Legally Mandated Human Rights Due Diligence

In March 2017, France enacted a corporate duty of vigilance law that establishes legally binding obligations on the largest French companies to identify and address potential human rights impacts occurring within their own businesses, as well as within subsidiary businesses and along their supply chains.3 Failure to conduct human rights due diligence, which includes establishing a vigilance plan for monitoring potential human rights impacts, reporting on the implementation of the plan, and mitigating or preventing potential risks, results in liability. Furthermore, the law creates an avenue by which affected people and communities can hold companies accountable, in particular through civil action in which compensation can be sought for damages caused by the failure to conduct comprehensive human rights due diligence. Although the law has certain limitations, including that it only applies to large companies, it is lauded as an important step forward for legal accountability when business and human rights intersect, and has inspired others to consider embedding human rights due diligence in law.

As the French corporate duty of vigilance law illustrates, human rights due diligence laws must strike a balance between flexibility—so that they are reasonably applicable to a variety of businesses operating in different industries and geographical locations—and specificity—so that failure to comply is identifiable and provable. In order to find this balance, the French law focuses on procedural rather than substantive measures, by requiring companies create context specific vigilance plans to identify and prevent potential human rights risks. By focusing on procedure rather than substance, the law grants companies the freedom to determine what steps are necessary within their specific context in order to ensure that human rights violations do not occur.

Invoking Human Rights Due Diligence as a Defense

The proliferation of human rights due diligence laws such as the French corporate duty of vigilance law will contribute significantly to shifting the human rights and business conversation from a mere ideal to a legally binding framework.

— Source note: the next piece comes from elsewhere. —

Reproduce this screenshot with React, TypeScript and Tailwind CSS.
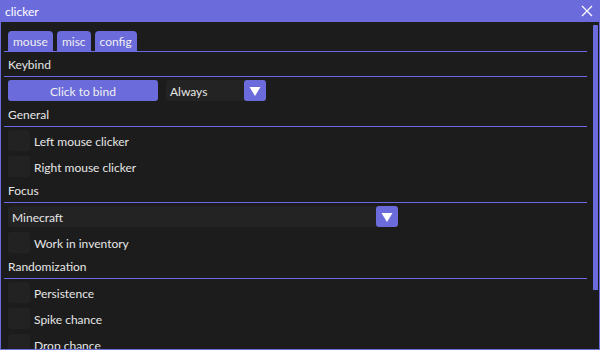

When companies are legally mandated to conduct human rights due diligence, they can no longer feign ignorance of human rights abuses occurring as a result of their business activities, including those occurring along their supply chains or by their subsidiaries. Beyond that, as human rights cases against large companies become more frequent, human rights due diligence is also an important way that companies may protect themselves from liability by proving that the harm was unforeseeable and unavoidable even after a reasonable and good faith human rights due diligence process was undertaken.

In light of the flexible standards allowed under human right due diligence laws such as the French corporate duty of vigilance law, the ability to invoke it as a defense to liability raises a number of concerns. First, when there is a procedural focus, how is compliance measured? Moreover, does conducting due diligence create a rebuttable presumption of no liability?

The procedural standard means that different companies will come up with different ways to conduct human rights due diligence, resulting in challenges when courts are asked to evaluate them. In the face of many diverse due diligence plans, compliance should be evaluated based on whether the company acted in good faith in designing human rights due diligence procedures that would reasonably identify and remedy potential violations. If the court determines that a company acted in good faith with the interest of rights-holders in mind, and created a monitoring and evaluation system that would reasonably detect and remedy any potential human rights violations, then violations that occur nonetheless would fairly fall outside the scope of liability.4 By focusing on the adequacy of the procedure adopted by the company, courts are able to determine whether the goals of the law were achieved while still allowing for flexible approaches to due diligence. Although under this approach some unforeseeable human rights abuses would unfortunately fall outside the scope of liability, if a company conducts a good faith analysis of the potential risks and undertakes reasonable steps to remedy them, they will not be unduly burdened by certain unavoidable consequences of engaging in business.

By treating human rights due diligence as creating a rebuttable presumption against liability, courts would place the burden on the plaintiff to show that human rights due diligence was conducted in bad faith or was inadequate in light of a particular context. Although the plaintiff generally bears the burden of proof in civil lawsuits, in the context of human rights due diligence, the imbalance in access to information about a business’ internal procedures creates a strong argument in favor of tipping the balance toward the plaintiff, and requiring the company to prove that its human rights due diligence procedure was adequate given the circumstances. Conversely, a company that engaged in due diligence should be able to rely on its due diligence process for protection, and thus the argument that the plaintiff must demonstrate a defect in the due diligence plan is also persuasive. Ultimately, States must decide which approach to take based on which policy objectives they deem most important.

Conclusion

As international economic actors increasingly expand their scope and power globally, the institutional underpinnings necessary to monitor and regulate their human rights impact have not kept pace, but human rights due diligence laws hold the promise of turning ideals into legal requirements. As the French corporate duty of vigilance law shows, an effective human rights due diligence law must strike the balance between flexibility and specificity. Legally mandated human rights due diligence not only imposes binding obligation on companies, it also allows them to invoke due diligence as a defense to liability. Because of the highly subjective nature of due diligence laws focusing on procedural rather than substantive aspects, courts must take care evaluate the good faith behavior of the company in light of the specific context of their business.

 

  1. 2011 United Nations Guiding Principles on Business and Human Rights, Principle 15.
  2. 2011 United Nations Guiding Principles on Business and Human Rights, Principle 25.
  3. LOI n° 2017-399 du 27 mars 2017 relative au devoir de vigilance des sociétés mères et des entreprises donneuses d'ordre.
  4. Unless the State decided to pursue a strict liability regime, a proposition that is highly unlikely given the scope of the reach of human rights due diligence, which should extend to the subsidiaries and along the supply chain.